**Task instructions:** Every line that includes the word "with" is to be listed.

**Exercise input:**
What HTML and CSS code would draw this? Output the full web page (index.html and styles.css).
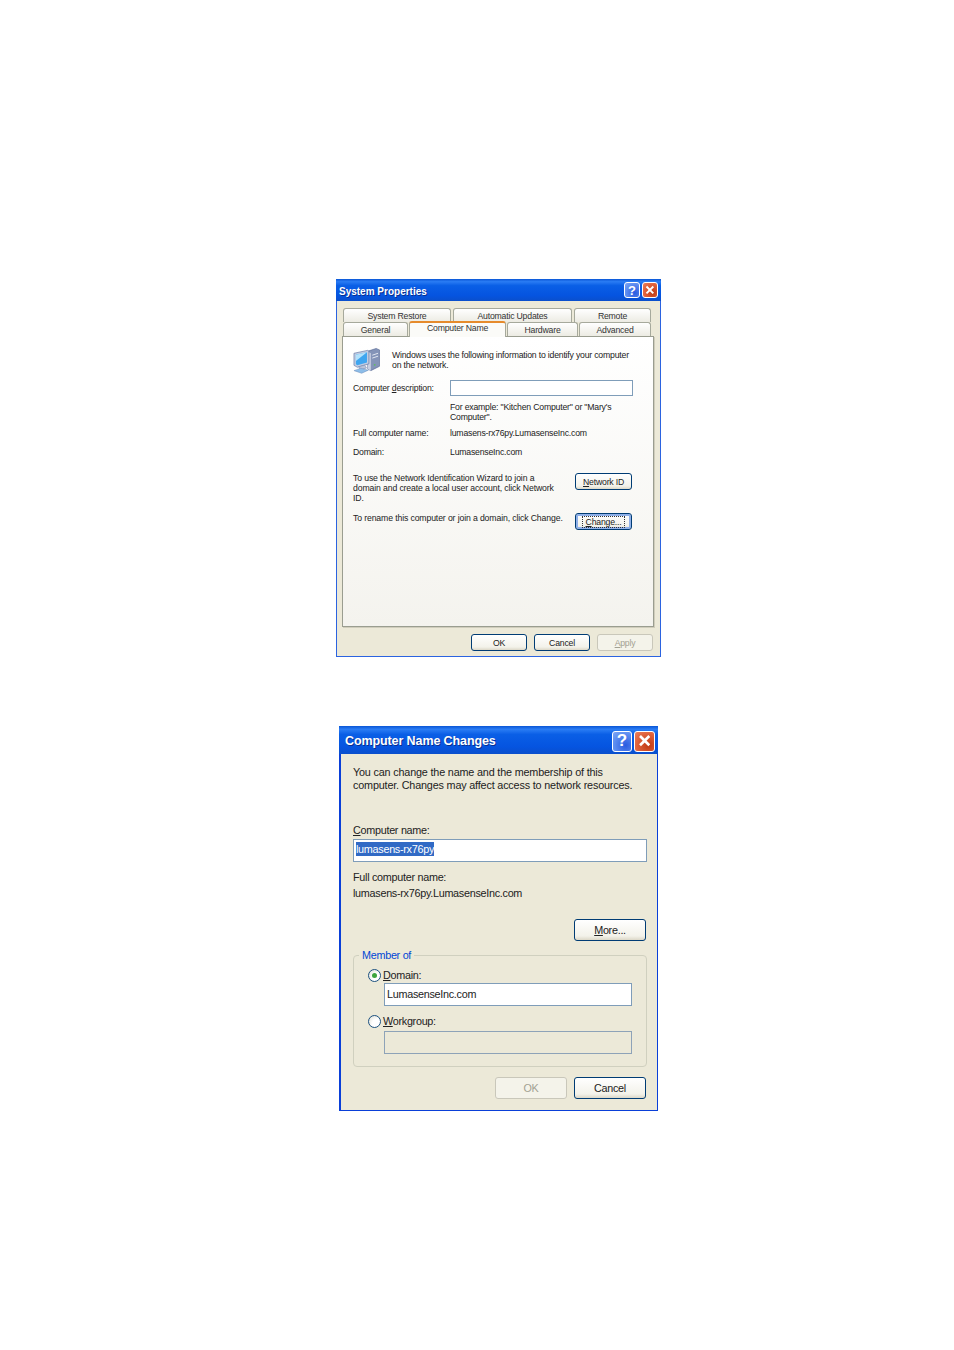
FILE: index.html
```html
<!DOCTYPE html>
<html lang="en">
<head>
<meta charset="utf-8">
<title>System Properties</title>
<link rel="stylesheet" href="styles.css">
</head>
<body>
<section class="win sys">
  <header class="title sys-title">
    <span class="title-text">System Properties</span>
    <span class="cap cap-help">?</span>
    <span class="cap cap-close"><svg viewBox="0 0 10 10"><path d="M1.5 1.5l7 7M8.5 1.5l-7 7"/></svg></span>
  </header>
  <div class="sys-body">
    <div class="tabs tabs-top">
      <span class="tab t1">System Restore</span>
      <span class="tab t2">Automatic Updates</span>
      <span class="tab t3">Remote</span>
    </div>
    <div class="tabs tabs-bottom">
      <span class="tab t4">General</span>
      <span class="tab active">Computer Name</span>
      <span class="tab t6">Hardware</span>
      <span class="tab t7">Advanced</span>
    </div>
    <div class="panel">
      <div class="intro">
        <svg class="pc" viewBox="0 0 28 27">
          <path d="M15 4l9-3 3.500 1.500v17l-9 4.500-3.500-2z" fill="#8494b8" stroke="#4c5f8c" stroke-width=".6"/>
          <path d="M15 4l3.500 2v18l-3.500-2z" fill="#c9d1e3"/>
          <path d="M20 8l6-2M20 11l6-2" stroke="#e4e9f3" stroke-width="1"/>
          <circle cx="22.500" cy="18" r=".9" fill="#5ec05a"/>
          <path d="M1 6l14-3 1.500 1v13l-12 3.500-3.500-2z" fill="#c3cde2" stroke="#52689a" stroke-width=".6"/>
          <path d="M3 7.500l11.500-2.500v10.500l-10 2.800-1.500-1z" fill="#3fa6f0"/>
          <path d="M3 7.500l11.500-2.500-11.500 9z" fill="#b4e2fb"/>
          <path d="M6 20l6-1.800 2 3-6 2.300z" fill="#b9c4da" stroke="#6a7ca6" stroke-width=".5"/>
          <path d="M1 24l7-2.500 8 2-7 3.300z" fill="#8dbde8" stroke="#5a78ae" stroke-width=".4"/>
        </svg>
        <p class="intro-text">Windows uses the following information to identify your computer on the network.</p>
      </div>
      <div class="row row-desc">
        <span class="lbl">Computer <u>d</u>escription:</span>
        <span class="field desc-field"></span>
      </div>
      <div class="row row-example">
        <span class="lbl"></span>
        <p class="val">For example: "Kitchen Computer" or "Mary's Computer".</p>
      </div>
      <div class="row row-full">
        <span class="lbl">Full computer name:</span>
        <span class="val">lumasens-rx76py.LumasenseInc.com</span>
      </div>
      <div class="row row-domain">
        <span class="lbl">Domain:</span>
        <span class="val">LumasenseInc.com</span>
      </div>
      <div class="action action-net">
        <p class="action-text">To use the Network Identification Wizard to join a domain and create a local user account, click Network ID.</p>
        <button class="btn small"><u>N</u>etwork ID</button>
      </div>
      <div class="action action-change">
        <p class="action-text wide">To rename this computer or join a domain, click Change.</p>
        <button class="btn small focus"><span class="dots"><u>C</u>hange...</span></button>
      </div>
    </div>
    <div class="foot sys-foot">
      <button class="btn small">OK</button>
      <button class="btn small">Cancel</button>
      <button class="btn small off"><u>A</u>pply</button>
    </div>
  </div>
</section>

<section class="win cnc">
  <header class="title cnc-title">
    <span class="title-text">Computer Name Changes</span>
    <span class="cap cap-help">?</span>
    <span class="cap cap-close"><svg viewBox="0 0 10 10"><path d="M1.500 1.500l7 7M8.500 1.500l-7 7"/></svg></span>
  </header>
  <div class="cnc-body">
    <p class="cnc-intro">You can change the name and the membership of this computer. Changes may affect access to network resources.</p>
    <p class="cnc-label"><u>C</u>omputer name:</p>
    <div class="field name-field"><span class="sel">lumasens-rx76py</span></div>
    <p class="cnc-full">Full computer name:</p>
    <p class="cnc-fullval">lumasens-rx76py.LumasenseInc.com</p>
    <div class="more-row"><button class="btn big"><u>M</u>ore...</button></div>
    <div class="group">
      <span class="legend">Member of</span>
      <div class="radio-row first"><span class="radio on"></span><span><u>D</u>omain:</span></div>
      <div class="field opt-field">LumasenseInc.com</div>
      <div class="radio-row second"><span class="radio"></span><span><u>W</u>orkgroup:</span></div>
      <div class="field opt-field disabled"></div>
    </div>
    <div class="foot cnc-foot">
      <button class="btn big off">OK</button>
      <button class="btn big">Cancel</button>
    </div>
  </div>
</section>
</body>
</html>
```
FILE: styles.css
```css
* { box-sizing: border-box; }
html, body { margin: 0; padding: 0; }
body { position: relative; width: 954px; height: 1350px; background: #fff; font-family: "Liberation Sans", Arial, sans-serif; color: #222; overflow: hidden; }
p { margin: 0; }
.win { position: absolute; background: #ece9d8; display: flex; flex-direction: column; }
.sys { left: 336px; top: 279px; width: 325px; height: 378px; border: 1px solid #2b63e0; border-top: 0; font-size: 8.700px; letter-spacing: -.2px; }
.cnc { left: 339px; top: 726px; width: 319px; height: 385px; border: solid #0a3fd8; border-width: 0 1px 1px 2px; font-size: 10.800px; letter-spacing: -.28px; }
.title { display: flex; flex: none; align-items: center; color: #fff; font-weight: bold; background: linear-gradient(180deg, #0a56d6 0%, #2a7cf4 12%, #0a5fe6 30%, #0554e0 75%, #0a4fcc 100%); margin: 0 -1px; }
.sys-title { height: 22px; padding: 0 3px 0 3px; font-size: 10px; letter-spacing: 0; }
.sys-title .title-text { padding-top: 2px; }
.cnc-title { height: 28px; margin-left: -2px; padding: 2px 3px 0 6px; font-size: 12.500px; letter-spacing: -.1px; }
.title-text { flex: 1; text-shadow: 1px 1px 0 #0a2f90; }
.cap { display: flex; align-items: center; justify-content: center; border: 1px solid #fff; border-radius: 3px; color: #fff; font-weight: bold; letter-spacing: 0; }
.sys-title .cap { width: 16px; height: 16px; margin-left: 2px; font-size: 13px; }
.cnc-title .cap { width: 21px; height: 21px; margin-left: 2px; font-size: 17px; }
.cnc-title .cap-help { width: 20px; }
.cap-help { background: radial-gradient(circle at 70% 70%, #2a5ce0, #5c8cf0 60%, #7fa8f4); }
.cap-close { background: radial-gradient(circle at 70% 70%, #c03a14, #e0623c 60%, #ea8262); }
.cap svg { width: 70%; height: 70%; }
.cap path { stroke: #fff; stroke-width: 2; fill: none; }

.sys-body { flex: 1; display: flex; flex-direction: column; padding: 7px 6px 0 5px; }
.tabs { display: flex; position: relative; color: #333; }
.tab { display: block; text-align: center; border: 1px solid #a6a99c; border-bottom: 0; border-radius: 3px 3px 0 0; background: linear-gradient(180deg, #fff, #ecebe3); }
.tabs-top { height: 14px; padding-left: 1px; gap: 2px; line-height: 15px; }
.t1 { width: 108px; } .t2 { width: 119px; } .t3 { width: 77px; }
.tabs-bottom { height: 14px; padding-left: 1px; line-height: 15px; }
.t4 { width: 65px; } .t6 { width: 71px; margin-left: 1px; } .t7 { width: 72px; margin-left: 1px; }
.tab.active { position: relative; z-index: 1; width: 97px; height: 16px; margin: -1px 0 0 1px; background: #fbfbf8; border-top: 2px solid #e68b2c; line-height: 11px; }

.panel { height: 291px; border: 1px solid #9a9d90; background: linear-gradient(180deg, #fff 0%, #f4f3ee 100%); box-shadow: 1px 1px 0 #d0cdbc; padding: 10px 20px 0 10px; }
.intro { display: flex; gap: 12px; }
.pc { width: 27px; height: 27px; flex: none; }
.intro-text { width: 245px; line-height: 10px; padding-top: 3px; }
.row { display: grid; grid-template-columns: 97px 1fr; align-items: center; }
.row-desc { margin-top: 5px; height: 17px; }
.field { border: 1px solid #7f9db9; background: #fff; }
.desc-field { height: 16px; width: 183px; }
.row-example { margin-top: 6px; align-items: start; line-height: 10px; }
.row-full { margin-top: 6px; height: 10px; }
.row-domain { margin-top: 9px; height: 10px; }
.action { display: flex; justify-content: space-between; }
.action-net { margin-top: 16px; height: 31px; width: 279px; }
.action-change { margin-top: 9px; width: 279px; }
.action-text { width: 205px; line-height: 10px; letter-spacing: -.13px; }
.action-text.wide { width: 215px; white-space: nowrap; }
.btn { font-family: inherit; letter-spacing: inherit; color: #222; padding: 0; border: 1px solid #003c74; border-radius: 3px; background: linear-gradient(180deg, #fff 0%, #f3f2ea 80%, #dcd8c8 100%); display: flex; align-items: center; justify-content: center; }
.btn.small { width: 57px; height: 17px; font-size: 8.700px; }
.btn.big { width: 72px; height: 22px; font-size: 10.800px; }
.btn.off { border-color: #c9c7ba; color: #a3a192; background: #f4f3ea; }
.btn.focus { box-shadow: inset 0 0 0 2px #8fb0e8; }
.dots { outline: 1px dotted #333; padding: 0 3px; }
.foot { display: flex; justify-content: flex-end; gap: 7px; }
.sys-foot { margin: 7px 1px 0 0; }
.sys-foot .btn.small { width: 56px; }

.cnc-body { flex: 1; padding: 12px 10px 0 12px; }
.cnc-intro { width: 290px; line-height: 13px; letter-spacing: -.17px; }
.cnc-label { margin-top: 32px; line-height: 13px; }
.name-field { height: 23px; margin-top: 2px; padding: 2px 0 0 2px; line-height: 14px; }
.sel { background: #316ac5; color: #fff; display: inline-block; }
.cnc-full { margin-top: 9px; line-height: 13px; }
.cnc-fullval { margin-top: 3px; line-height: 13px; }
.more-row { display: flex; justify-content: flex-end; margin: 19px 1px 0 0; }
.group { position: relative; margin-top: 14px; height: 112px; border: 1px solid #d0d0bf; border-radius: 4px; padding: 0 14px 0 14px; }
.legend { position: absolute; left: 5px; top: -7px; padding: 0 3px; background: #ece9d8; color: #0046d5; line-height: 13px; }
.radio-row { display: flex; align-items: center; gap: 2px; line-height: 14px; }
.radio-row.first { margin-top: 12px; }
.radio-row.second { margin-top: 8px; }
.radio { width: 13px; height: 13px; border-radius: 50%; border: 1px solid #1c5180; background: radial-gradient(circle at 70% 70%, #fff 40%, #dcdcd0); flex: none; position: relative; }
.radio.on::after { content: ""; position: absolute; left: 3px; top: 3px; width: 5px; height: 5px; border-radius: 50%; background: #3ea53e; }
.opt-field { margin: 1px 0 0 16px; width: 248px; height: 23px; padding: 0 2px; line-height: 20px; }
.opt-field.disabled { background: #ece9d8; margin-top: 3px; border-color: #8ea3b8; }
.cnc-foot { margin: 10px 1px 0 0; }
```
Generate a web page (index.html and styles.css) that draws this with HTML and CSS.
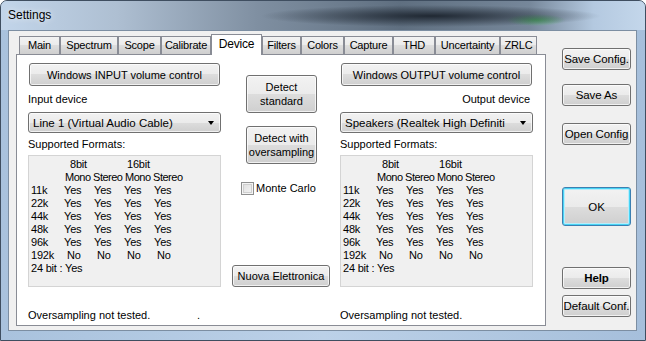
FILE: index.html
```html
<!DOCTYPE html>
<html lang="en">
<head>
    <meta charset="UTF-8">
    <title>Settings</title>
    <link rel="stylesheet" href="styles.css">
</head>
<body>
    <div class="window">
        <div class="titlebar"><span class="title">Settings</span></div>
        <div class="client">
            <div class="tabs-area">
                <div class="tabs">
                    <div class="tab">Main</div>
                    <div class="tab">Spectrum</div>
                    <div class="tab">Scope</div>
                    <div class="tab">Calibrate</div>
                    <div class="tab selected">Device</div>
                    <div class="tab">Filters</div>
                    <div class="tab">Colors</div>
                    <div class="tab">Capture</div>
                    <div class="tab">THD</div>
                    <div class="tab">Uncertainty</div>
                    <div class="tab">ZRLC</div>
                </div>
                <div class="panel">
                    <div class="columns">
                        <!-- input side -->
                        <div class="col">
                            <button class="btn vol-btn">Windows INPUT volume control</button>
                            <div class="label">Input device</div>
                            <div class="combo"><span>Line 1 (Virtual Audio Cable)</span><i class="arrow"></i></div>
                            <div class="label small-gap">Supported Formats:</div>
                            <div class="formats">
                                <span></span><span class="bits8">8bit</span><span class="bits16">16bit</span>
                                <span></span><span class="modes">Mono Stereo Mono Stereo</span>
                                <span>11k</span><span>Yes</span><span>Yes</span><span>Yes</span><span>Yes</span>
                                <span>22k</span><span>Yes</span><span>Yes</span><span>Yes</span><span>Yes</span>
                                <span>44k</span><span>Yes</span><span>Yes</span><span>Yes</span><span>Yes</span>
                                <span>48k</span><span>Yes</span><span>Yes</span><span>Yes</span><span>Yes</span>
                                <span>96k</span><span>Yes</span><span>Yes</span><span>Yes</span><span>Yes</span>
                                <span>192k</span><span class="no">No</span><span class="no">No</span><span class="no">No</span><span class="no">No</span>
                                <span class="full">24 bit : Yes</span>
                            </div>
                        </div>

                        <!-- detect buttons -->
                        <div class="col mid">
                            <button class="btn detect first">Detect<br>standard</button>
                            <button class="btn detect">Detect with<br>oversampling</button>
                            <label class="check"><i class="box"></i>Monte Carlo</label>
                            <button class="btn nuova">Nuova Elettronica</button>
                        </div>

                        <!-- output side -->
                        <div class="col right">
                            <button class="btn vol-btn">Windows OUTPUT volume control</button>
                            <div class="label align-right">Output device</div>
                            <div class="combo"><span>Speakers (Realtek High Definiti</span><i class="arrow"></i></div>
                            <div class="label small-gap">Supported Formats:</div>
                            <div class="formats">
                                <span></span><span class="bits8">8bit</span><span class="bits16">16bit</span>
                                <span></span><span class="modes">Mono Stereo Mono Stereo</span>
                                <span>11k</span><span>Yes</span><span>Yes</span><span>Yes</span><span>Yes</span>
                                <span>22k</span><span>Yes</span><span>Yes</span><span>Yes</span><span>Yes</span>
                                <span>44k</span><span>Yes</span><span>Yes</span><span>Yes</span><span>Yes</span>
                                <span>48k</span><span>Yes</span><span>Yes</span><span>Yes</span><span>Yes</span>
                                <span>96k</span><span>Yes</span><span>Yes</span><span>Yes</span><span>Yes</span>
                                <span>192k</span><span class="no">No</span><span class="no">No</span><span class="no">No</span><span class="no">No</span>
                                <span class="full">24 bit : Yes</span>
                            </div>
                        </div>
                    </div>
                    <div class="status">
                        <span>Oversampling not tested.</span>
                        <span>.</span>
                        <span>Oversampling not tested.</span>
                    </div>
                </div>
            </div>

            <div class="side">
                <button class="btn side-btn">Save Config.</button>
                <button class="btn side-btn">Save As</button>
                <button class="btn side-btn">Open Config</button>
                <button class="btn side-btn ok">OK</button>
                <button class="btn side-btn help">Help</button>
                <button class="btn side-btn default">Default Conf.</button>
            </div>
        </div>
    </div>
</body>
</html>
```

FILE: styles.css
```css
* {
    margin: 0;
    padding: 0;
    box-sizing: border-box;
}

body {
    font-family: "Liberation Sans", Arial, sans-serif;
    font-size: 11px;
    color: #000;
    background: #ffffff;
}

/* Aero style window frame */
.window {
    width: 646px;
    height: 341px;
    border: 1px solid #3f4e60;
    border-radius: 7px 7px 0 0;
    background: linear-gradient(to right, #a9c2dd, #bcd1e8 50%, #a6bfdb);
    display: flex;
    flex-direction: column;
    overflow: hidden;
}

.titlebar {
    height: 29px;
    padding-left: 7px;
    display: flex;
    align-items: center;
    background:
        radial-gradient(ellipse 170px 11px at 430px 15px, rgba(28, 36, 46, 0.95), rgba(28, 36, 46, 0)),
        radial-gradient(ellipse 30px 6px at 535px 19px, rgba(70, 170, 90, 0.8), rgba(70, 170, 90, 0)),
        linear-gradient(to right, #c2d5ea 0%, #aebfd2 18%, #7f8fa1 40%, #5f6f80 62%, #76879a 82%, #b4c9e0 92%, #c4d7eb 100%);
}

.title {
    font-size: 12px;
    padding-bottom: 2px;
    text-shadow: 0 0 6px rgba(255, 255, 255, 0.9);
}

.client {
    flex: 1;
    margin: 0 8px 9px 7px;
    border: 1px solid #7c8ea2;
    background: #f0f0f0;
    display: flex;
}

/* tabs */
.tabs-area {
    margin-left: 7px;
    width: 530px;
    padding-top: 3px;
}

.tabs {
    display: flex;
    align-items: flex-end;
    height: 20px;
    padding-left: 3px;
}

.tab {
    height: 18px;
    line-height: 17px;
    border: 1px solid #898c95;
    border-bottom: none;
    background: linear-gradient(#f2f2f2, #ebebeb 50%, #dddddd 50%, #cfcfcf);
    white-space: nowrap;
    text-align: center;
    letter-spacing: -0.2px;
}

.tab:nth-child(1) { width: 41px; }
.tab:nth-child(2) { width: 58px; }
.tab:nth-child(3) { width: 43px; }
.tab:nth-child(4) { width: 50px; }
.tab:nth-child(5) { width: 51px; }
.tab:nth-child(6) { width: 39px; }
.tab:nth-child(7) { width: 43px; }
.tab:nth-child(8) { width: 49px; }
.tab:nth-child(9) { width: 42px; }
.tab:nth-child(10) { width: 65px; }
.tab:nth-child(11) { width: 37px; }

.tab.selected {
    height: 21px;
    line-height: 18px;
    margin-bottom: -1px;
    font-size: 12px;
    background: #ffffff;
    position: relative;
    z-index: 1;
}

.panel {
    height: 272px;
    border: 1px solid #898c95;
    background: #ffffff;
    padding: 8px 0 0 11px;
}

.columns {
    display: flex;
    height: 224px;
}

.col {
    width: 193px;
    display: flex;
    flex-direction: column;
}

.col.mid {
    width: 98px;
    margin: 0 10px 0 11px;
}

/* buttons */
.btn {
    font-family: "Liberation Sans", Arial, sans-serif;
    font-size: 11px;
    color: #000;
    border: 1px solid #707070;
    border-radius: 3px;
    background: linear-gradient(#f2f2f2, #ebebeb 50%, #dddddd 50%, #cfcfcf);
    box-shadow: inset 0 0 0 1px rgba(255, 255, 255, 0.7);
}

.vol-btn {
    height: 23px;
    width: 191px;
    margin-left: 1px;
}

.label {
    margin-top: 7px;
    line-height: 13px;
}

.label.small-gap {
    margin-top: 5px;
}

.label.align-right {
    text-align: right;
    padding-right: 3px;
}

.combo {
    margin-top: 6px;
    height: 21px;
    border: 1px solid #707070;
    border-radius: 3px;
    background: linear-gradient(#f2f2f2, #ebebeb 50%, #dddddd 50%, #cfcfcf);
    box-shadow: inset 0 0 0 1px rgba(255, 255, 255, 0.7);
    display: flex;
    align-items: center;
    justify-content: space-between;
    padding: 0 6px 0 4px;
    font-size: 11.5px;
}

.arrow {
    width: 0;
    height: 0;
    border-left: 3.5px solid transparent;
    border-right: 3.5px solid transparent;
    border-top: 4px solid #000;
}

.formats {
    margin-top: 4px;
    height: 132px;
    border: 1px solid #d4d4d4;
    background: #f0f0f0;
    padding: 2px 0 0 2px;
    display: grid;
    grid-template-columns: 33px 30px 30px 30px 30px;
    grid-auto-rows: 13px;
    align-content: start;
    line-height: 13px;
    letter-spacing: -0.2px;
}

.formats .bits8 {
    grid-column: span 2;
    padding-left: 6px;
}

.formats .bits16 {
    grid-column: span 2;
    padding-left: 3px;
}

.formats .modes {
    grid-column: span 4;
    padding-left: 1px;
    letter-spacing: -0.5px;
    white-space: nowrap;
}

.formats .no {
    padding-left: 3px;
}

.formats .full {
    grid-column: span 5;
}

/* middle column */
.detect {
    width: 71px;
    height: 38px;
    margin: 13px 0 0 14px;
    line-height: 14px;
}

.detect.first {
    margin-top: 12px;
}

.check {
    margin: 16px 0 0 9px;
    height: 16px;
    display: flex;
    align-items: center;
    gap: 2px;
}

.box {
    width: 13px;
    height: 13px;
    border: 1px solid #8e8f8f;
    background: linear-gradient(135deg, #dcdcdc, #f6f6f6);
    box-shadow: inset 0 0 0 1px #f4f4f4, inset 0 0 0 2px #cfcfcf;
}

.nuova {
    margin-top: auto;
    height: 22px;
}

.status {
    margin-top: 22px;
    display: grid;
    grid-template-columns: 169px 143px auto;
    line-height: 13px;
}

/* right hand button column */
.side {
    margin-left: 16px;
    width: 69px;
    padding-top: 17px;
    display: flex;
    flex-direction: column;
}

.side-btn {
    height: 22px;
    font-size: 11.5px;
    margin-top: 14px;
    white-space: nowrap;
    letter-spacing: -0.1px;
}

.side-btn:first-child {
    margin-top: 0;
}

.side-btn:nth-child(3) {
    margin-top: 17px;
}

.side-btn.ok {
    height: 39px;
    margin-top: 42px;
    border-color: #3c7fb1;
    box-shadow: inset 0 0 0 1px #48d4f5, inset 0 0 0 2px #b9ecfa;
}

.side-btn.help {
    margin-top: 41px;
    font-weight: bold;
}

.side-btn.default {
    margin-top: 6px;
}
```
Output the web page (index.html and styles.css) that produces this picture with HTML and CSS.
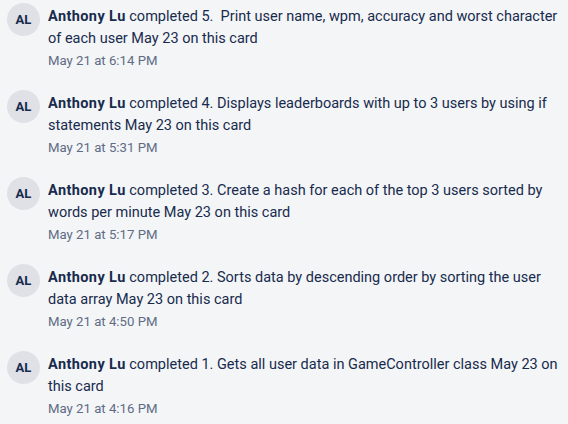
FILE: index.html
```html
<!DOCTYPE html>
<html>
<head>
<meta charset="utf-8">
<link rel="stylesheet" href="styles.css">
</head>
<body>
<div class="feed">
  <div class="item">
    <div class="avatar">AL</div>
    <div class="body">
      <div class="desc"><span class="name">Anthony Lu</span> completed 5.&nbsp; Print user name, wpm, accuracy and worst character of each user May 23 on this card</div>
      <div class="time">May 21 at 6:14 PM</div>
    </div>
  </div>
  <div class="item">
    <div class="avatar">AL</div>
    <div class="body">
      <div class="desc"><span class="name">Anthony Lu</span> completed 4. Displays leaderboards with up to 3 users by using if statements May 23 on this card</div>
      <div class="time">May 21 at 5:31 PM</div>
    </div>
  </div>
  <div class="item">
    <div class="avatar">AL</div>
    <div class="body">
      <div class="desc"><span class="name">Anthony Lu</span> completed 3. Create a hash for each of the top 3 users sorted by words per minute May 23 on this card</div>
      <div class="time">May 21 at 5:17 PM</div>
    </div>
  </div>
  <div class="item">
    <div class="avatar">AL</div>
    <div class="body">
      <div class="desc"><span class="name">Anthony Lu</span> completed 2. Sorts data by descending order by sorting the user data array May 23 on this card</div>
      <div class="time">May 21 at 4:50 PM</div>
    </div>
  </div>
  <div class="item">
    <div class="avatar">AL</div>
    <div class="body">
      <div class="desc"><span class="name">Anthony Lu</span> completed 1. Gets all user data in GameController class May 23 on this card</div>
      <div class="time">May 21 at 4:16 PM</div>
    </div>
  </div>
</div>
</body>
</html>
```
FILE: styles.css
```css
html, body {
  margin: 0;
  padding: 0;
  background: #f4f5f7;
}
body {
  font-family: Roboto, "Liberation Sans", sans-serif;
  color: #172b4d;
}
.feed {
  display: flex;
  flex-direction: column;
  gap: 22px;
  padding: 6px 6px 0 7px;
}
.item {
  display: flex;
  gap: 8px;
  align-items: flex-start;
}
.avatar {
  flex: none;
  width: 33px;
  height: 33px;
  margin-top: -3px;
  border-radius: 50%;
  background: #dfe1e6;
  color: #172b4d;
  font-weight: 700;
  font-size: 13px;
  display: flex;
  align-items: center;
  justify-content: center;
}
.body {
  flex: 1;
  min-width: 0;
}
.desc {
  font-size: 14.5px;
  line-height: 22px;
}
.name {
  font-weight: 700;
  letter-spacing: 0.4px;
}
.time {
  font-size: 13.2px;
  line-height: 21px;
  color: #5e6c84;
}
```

**Task response:**
Generate a web page (index.html and styles.css) that draws this with HTML and CSS.
                            <button class="btn detect">Detect with<br>oversampling</button>
Output the web page (index.html and styles.css) that produces this picture with HTML and CSS.
      <div class="desc"><span class="name">Anthony Lu</span> completed 4. Displays leaderboards with up to 3 users by using if statements May 23 on this card</div>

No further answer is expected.